The switch became van Marrewijk's new project, to which he could devote his full attention after he had sold his interest in the Rainbow Group. What he needed first and foremost was knowledge about cultivating snack tomatoes.

Because Van Marrewijk had previously been involved with the cultivation of peppers, he already had contacts at Syngenta, and as they also breed seeds of the Sweetelle variety, it was a logical step to approach them.

"I immediately got a positive response," van Marrewijk recalls. John initially spoke with Arthur van Marrewijk (no relation), Syngenta Seeds' technical manager for greenhouse tomato cultivation, who soon referred him to Rene van Paasen, a former tomato grower who is now a self-employed cultivation consultant and engaged as a cultivation manager at Syngenta Seeds' Tomato Vision breeding and demonstration complex in Maasland.

"It was soon clear to me that I didn't have to look any further," John continued. "I really clicked with Arthur and Rene; we were on the same page very quickly."

Understanding Tomato Cultivation
Van Marrewijk explains that perhaps the biggest change in the process was that it demanded a different mindset on his part.

"It's a completely different way of cultivation. With peppers, 'hotter is better,' provided that the other conditions are properly controlled. But with snack tomatoes, it's a completely different story," he explained. "They demand a lower and, in particular, a more constant temperature. So, you're working on climate control throughout the day."

Van Paasen and Arthur van Marrewijk, who stayed slightly more in the background, taught John the ropes of growing tomatoes. From the stem policy to pollination and from plant load to plant protection, everything was explained to him.

Prior to the transfer of cultivation knowledge to Tunisia, John made a number of strict agreements with his counterparts.

"All cultivation knowledge transferred to Tunisia went through me," he explains. "That made it impossible for any static to develop on the line. Moreover, in Tunisia, they knew that any deviations and actions that had not been planned needed to be discussed with me first.

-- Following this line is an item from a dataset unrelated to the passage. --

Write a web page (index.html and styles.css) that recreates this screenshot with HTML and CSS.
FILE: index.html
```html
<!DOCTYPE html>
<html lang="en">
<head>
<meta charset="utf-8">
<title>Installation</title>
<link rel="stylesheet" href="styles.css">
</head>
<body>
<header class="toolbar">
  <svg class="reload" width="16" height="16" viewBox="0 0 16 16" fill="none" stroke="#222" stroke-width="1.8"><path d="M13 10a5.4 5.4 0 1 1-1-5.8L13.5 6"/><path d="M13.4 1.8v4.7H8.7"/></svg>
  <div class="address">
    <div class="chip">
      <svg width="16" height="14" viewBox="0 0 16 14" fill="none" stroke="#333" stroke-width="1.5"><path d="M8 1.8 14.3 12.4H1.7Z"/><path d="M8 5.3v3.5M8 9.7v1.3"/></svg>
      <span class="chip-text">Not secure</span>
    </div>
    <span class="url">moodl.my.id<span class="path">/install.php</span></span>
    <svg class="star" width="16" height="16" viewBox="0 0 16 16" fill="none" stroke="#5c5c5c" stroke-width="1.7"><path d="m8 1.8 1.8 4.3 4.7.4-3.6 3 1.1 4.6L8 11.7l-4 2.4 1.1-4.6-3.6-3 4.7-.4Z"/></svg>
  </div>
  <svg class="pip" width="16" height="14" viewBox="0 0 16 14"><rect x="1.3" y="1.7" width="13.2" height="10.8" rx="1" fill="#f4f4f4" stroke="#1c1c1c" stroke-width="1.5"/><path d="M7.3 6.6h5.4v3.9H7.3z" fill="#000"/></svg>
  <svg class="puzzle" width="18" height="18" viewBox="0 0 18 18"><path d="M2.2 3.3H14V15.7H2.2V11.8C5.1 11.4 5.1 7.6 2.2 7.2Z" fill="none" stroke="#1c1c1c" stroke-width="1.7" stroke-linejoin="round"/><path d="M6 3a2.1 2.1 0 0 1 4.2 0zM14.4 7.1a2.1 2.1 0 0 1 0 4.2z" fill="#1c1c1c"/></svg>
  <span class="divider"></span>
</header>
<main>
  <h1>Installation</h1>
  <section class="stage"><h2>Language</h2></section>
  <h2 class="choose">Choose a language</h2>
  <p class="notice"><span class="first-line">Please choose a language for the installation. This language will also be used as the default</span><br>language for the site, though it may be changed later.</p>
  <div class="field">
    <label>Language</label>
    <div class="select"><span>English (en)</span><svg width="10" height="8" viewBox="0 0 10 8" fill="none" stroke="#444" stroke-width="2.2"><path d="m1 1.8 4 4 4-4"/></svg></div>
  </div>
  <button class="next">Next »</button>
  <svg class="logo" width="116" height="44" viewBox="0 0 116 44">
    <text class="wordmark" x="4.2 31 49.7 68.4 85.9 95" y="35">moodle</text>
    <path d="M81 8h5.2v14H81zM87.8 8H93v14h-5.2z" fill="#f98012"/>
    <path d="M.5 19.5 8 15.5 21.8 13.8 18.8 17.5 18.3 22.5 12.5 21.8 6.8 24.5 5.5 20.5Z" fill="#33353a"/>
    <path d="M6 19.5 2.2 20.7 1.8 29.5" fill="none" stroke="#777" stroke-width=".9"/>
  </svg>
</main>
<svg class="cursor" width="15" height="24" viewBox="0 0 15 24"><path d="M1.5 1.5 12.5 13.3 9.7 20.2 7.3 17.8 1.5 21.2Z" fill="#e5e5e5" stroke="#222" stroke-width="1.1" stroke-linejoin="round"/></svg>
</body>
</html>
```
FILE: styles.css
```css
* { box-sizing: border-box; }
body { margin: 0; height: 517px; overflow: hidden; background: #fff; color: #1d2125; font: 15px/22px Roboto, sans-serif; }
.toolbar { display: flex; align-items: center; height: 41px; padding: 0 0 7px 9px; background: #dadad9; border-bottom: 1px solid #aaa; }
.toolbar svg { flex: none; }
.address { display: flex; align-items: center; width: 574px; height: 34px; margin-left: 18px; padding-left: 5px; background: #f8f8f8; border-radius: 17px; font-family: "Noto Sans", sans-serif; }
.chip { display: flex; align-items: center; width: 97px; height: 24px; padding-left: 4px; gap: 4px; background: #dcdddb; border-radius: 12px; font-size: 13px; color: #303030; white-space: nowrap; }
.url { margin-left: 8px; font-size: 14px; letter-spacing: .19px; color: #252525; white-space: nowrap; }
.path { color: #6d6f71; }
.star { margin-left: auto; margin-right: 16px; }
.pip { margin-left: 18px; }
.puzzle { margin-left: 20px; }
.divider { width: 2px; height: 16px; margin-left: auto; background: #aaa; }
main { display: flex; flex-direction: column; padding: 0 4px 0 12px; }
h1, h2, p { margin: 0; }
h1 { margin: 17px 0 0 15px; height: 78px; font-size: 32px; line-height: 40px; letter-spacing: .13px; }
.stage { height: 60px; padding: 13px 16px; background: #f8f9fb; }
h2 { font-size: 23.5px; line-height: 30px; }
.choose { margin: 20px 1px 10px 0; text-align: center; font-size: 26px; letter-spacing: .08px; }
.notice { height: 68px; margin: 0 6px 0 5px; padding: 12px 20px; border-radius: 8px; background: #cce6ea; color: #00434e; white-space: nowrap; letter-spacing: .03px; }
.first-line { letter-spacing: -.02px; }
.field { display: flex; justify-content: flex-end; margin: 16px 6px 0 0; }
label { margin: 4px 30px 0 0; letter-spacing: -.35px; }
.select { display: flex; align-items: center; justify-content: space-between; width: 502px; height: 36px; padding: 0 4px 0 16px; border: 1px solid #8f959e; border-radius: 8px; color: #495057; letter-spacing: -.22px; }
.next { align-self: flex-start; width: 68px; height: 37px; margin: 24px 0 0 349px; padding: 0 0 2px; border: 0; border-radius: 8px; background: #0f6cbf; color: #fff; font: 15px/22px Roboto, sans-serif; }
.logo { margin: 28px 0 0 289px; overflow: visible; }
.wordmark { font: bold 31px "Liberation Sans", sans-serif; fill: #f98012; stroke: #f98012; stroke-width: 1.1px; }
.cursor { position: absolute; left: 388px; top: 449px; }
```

"And that went quite well. I think that about 90 to 95% of my instructions and recommendations were followed. One of the main reasons for this is that the cultivation managers in Tunisia are experienced professionals. They had visited other tomato growers to gather information, and they sort out a lot of things on their own."

Communications between John in Tunisia and Rene and Arthur in the Netherlands mainly took place via WhatsApp and email.

"We hardly ever spoke over the phone. I took pictures and recorded videos in Tunisia that I instantly shared with Rene and Arthur. And every week, I received a file with cultivation and climate data, which I instantly forwarded to them by email," he said.

During the transition period, John increased the frequency of his visits to Tunisia to once every fortnight. In the days of bell pepper cultivation, that had been once every three weeks.

Agronomic Support throughout the Season
At the time of this interview, the first growing season had not finished yet, but John could already look back with satisfaction.

"I remember that our first year of growing bell peppers went less well than has been the case for the snack tomatoes," he says with a smile. "Of course, there are still some points for improvement; that holds true for both sides. But that is a learning opportunity. The tomatoes have consistently been of high quality; the only criticism you might have is that the fruit weight could have been a bit higher, but it has consistently stayed within the bandwidth.

"I am very happy with the results so far. So, I want to give a big compliment to all parties in this process. I really received superb support from Syngenta."